I have never even heard of this movie,but sounds interesting at least to see the two main leads:)

Bollyviewer said...

Ms. Kamath, I am so glad to hear from Eros. My experience with your company has been very bad and I am so glad you're giving me the opportunity to air my grievance. A few months ago I had ordered a DVD of Haseena Maan Jayegi starring Shashi Kapoor. Your company sent me the another film of the same name starring Govinda and then did not exchange it for the one I had ordered after getting me to ship back the wrong DVD! I wanted to use the pay-and-download option on your website but couldnt get it to work and all my emails to customer service were totally ignored. I hope your coming on the scene means that Eros has decided to try and provide some customer care. I personally will not buy DVDs from your company nor will I ever recommend it to anyone.

Reviewer, I hadnt heard of this movie either but some of the songs were familiar from radio especially the Zikr hota hai number.

Beth said...

"The Curse of the Second Half" was coined by the very clever Aspi of aspisdrift.com, though I borrow it regularly (and I think I have credited it as such a few times, and if I haven't, then shame on me!). It's a great term.

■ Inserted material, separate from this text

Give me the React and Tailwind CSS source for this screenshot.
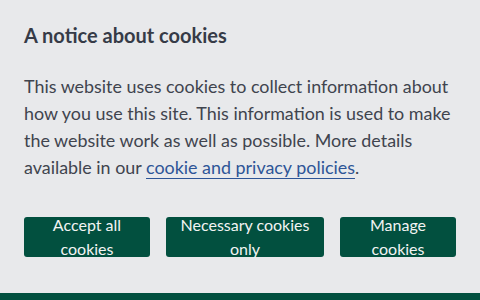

Sharmila and Shashi look absolutely adorable together here! Exoticized Africa, though? Yech. It happens to us all, but yech.

Bollyviewer said...

Edited the post to add Aspi's reference. Its definitely a great and very useful term.

Shashi+Sharmila were always soooooo cute - I just wish their movies together would live up to those standards, though!

This is the first instance of Africa (exoticised or otherwise) that I've seen in Bollywood, though Hollywood made quite a regular feature of it.

Beth said...

I think the first Hindi film exoticizing Africa I saw was 2000's Hera Pheri. I've got some doozy screen captures up in my post. Not that that movie should get any more of your energy :)

Bollyviewer said...

I never thought, but African decor and crazy "African" dances are also exoticizing Africa! :-) Hmm... Guess I should call My Love the only example of set-in-Africa exoticization, then.

And you didnt like Hera Pheri!?? I must admit that I dont remember the "item number" you refer to (or any of the songs, for that matter) but found the film quite funny!

Anonymous said...

Just watched the film; my VCD was bad;true the second half was bad ; it was too predictable and left me wanting......
Loved to see Shashi kapoor as usual....songs r pretty good....
.........Sigh!!!

Bollyviewer said...

Sigh! indeed. :D It could've been so much better, but I guess we should just be glad that it wasn't worse!